--- DATA ---
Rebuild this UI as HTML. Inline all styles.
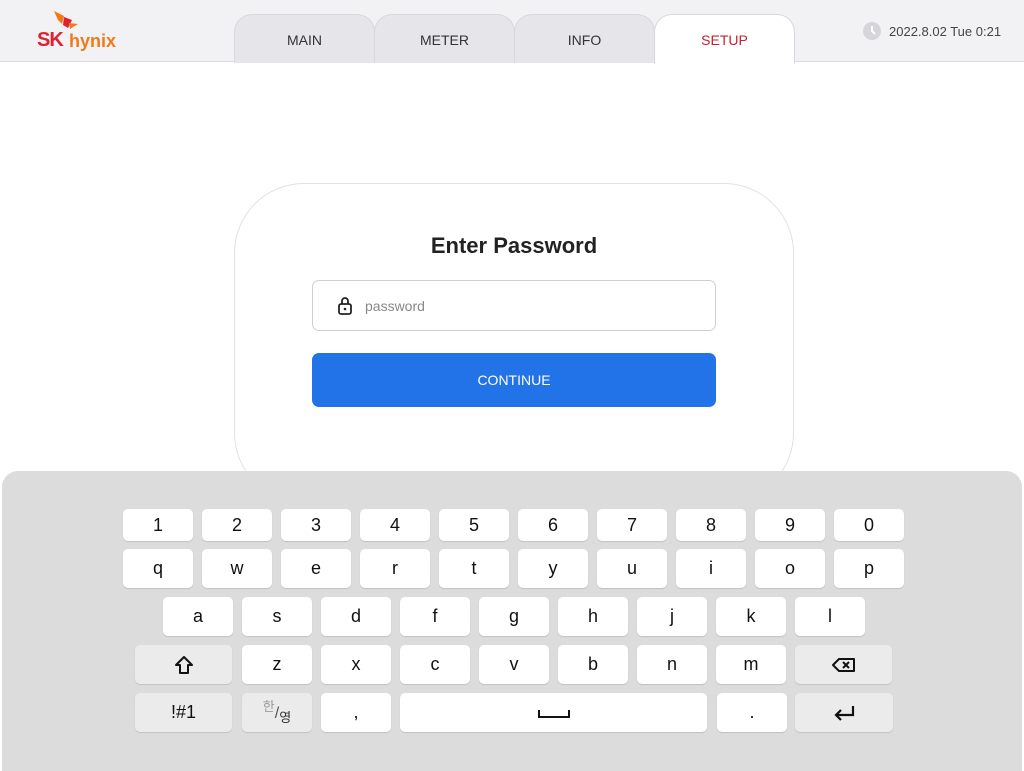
<!DOCTYPE html><html><head><style>
*{margin:0;padding:0;box-sizing:border-box}
body{width:1024px;height:768px;overflow:hidden;background:#fff;font-family:"Liberation Sans","Noto Sans CJK KR",sans-serif;position:relative}
.hdr{position:absolute;left:0;top:0;width:1024px;height:62px;background:#f2f2f4;border-bottom:1px solid #dcdcdf}
.tab{position:absolute;top:14px;height:49px;width:141px;background:#e6e5e9;border:1px solid #d8d8dc;border-bottom:none;border-radius:18px 18px 0 0;text-align:center;line-height:50px;font-size:14px;color:#333}
.tab.on{background:#fff;color:#c8202f;height:50px}
.card{position:absolute;left:234px;top:183px;width:560px;height:320px;border:1px solid #e2e2e2;border-radius:70px;background:#fff}
.kb{position:absolute;left:2px;top:471px;width:1020px;height:300px;background:#dcdcdc;border-radius:16px 16px 0 0}
.k{position:absolute;width:70px;height:32px;background:#fff;border-radius:5px;box-shadow:0 1px 1px rgba(0,0,0,.12);text-align:center;font-size:18px;color:#111;line-height:32px}
.k.g{background:#ebebeb}
</style></head><body>
<div class="hdr">
<svg style="position:absolute;left:52px;top:10px" width="30" height="24" viewBox="0 0 30 24"><path d="M2 1 L12 6 L10 14 L6 10Z" fill="#f07a1a"/><path d="M12 7 L20 10 L16 18 L11 15Z" fill="#e2202f"/><path d="M17 13 L26 14 L18 19Z" fill="#f07a1a"/></svg>
<div style="position:absolute;left:37px;top:29px;font-weight:bold;font-size:20px;color:#e2202f;letter-spacing:-1px">SK</div>
<div style="position:absolute;left:69px;top:31px;font-size:18px;color:#f07a1a;font-weight:bold">hynix</div>
<div class="tab" style="left:234px">MAIN</div>
<div class="tab" style="left:374px">METER</div>
<div class="tab" style="left:514px">INFO</div>
<div class="tab on" style="left:654px">SETUP</div>
<div style="position:absolute;left:863px;top:22px;width:18px;height:18px;border-radius:50%;background:#d6d6da"></div>
<svg style="position:absolute;left:863px;top:22px" width="18" height="18"><path d="M9 4 V9 L12 12" stroke="#fff" stroke-width="2" fill="none"/></svg>
<div style="position:absolute;left:889px;top:24px;font-size:13px;color:#444">2022.8.02 Tue 0:21</div>
</div>
<div class="card"></div>
<div style="position:absolute;left:234px;top:233px;width:560px;text-align:center;font-size:22px;font-weight:bold;color:#222">Enter Password</div>
<div style="position:absolute;left:312px;top:280px;width:404px;height:51px;border:1px solid #cfcfcf;border-radius:7px"></div>
<svg style="position:absolute;left:337px;top:296px" width="16" height="20" viewBox="0 0 16 20"><rect x="2" y="8" width="12" height="10" rx="2" fill="none" stroke="#222" stroke-width="1.8"/><path d="M5 8 V5 a3 3 0 0 1 6 0 V8" fill="none" stroke="#222" stroke-width="1.8"/><circle cx="8" cy="13" r="1.3" fill="#222"/></svg>
<div style="position:absolute;left:365px;top:298px;font-size:14px;color:#888">password</div>
<div style="position:absolute;left:312px;top:353px;width:404px;height:54px;background:#2272e8;border-radius:7px;color:#fff;text-align:center;line-height:54px;font-size:14px">CONTINUE</div>
<div class="kb"></div>
<div id="keys"></div>
<script>
var h='';function k(x,y,w,t,c){h+='<div class="k'+(c?' g':'')+'" style="left:'+x+'px;top:'+y+'px;width:'+w+'px'+(y>540?';height:39px;line-height:39px':'')+'">'+t+'</div>';}
'1234567890'.split('').forEach(function(c,i){k(123+79*i,509,70,c)});
'qwertyuiop'.split('').forEach(function(c,i){k(123+79*i,549,70,c)});
'asdfghjkl'.split('').forEach(function(c,i){k(163+79*i,597,70,c)});
k(135,645,97,'<svg width="20" height="20" viewBox="0 0 20 20" style="vertical-align:middle"><path d="M10 2 L18 10 H14 V18 H6 V10 H2Z" fill="none" stroke="#111" stroke-width="2" stroke-linejoin="round"/></svg>',1);
'zxcvbnm'.split('').forEach(function(c,i){k(242+79*i,645,70,c)});
k(795,645,97,'<svg width="24" height="16" viewBox="0 0 24 16" style="vertical-align:middle"><path d="M7 2 H22 V14 H7 L1 8Z" fill="none" stroke="#111" stroke-width="2" stroke-linejoin="round"/><path d="M11 5 L17 11 M17 5 L11 11" stroke="#111" stroke-width="2"/></svg>',1);
k(135,693,97,'!#1',1);
k(242,693,70,'<span style="font-size:13px;color:#999;position:relative;top:-7px">한</span><span style="font-size:16px;color:#555">/</span><span style="font-size:13px;color:#333;position:relative;top:4px">영</span>',1);
k(321,693,70,',');
k(400,693,307,'<svg width="32" height="12" style="vertical-align:middle"><path d="M1 3 V10 H31 V3" fill="none" stroke="#111" stroke-width="2"/></svg>');
k(717,693,70,'.');
k(795,693,98,'<svg width="24" height="18" viewBox="0 0 24 18" style="vertical-align:middle"><path d="M21 2 V11 H4 M9 6 L4 11 L9 16" fill="none" stroke="#111" stroke-width="2.2"/></svg>',1);
document.getElementById('keys').innerHTML=h;
</script>
</body></html>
---
- _REQUEST_: Leave out the pictures and transcribe everything else exactly.

- _TASK RESPONSE_:
Rebuild this UI as HTML. Inline all styles.
<!DOCTYPE html><html><head><style>
*{margin:0;padding:0;box-sizing:border-box}
body{width:1024px;height:768px;overflow:hidden;background:#fff;font-family:"Liberation Sans","Noto Sans CJK KR",sans-serif;position:relative}
.hdr{position:absolute;left:0;top:0;width:1024px;height:62px;background:#f2f2f4;border-bottom:1px solid #dcdcdf}
.tab{position:absolute;top:14px;height:49px;width:141px;background:#e6e5e9;border:1px solid #d8d8dc;border-bottom:none;border-radius:18px 18px 0 0;text-align:center;line-height:50px;font-size:14px;color:#333}
.tab.on{background:#fff;color:#c8202f;height:50px}
.card{position:absolute;left:234px;top:183px;width:560px;height:320px;border:1px solid #e2e2e2;border-radius:70px;background:#fff}
.kb{position:absolute;left:2px;top:471px;width:1020px;height:300px;background:#dcdcdc;border-radius:16px 16px 0 0}
.k{position:absolute;width:70px;height:32px;background:#fff;border-radius:5px;box-shadow:0 1px 1px rgba(0,0,0,.12);text-align:center;font-size:18px;color:#111;line-height:32px}
.k.g{background:#ebebeb}
</style></head><body>
<div class="hdr">
<svg style="position:absolute;left:52px;top:10px" width="30" height="24" viewBox="0 0 30 24"><path d="M2 1 L12 6 L10 14 L6 10Z" fill="#f07a1a"/><path d="M12 7 L20 10 L16 18 L11 15Z" fill="#e2202f"/><path d="M17 13 L26 14 L18 19Z" fill="#f07a1a"/></svg>
<div style="position:absolute;left:37px;top:29px;font-weight:bold;font-size:20px;color:#e2202f;letter-spacing:-1px">SK</div>
<div style="position:absolute;left:69px;top:31px;font-size:18px;color:#f07a1a;font-weight:bold">hynix</div>
<div class="tab" style="left:234px">MAIN</div>
<div class="tab" style="left:374px">METER</div>
<div class="tab" style="left:514px">INFO</div>
<div class="tab on" style="left:654px">SETUP</div>
<div style="position:absolute;left:863px;top:22px;width:18px;height:18px;border-radius:50%;background:#d6d6da"></div>
<svg style="position:absolute;left:863px;top:22px" width="18" height="18"><path d="M9 4 V9 L12 12" stroke="#fff" stroke-width="2" fill="none"/></svg>
<div style="position:absolute;left:889px;top:24px;font-size:13px;color:#444">2022.8.02 Tue 0:21</div>
</div>
<div class="card"></div>
<div style="position:absolute;left:234px;top:233px;width:560px;text-align:center;font-size:22px;font-weight:bold;color:#222">Enter Password</div>
<div style="position:absolute;left:312px;top:280px;width:404px;height:51px;border:1px solid #cfcfcf;border-radius:7px"></div>
<svg style="position:absolute;left:337px;top:296px" width="16" height="20" viewBox="0 0 16 20"><rect x="2" y="8" width="12" height="10" rx="2" fill="none" stroke="#222" stroke-width="1.8"/><path d="M5 8 V5 a3 3 0 0 1 6 0 V8" fill="none" stroke="#222" stroke-width="1.8"/><circle cx="8" cy="13" r="1.3" fill="#222"/></svg>
<div style="position:absolute;left:365px;top:298px;font-size:14px;color:#888">password</div>
<div style="position:absolute;left:312px;top:353px;width:404px;height:54px;background:#2272e8;border-radius:7px;color:#fff;text-align:center;line-height:54px;font-size:14px">CONTINUE</div>
<div class="kb"></div>
<div id="keys"></div>
<script>
var h='';function k(x,y,w,t,c){h+='<div class="k'+(c?' g':'')+'" style="left:'+x+'px;top:'+y+'px;width:'+w+'px'+(y>540?';height:39px;line-height:39px':'')+'">'+t+'</div>';}
'1234567890'.split('').forEach(function(c,i){k(123+79*i,509,70,c)});
'qwertyuiop'.split('').forEach(function(c,i){k(123+79*i,549,70,c)});
'asdfghjkl'.split('').forEach(function(c,i){k(163+79*i,597,70,c)});
k(135,645,97,'<svg width="20" height="20" viewBox="0 0 20 20" style="vertical-align:middle"><path d="M10 2 L18 10 H14 V18 H6 V10 H2Z" fill="none" stroke="#111" stroke-width="2" stroke-linejoin="round"/></svg>',1);
'zxcvbnm'.split('').forEach(function(c,i){k(242+79*i,645,70,c)});
k(795,645,97,'<svg width="24" height="16" viewBox="0 0 24 16" style="vertical-align:middle"><path d="M7 2 H22 V14 H7 L1 8Z" fill="none" stroke="#111" stroke-width="2" stroke-linejoin="round"/><path d="M11 5 L17 11 M17 5 L11 11" stroke="#111" stroke-width="2"/></svg>',1);
k(135,693,97,'!#1',1);
k(242,693,70,'<span style="font-size:13px;color:#999;position:relative;top:-7px">한</span><span style="font-size:16px;color:#555">/</span><span style="font-size:13px;color:#333;position:relative;top:4px">영</span>',1);
k(321,693,70,',');
k(400,693,307,'<svg width="32" height="12" style="vertical-align:middle"><path d="M1 3 V10 H31 V3" fill="none" stroke="#111" stroke-width="2"/></svg>');
k(717,693,70,'.');
k(795,693,98,'<svg width="24" height="18" viewBox="0 0 24 18" style="vertical-align:middle"><path d="M21 2 V11 H4 M9 6 L4 11 L9 16" fill="none" stroke="#111" stroke-width="2.2"/></svg>',1);
document.getElementById('keys').innerHTML=h;
</script>
</body></html>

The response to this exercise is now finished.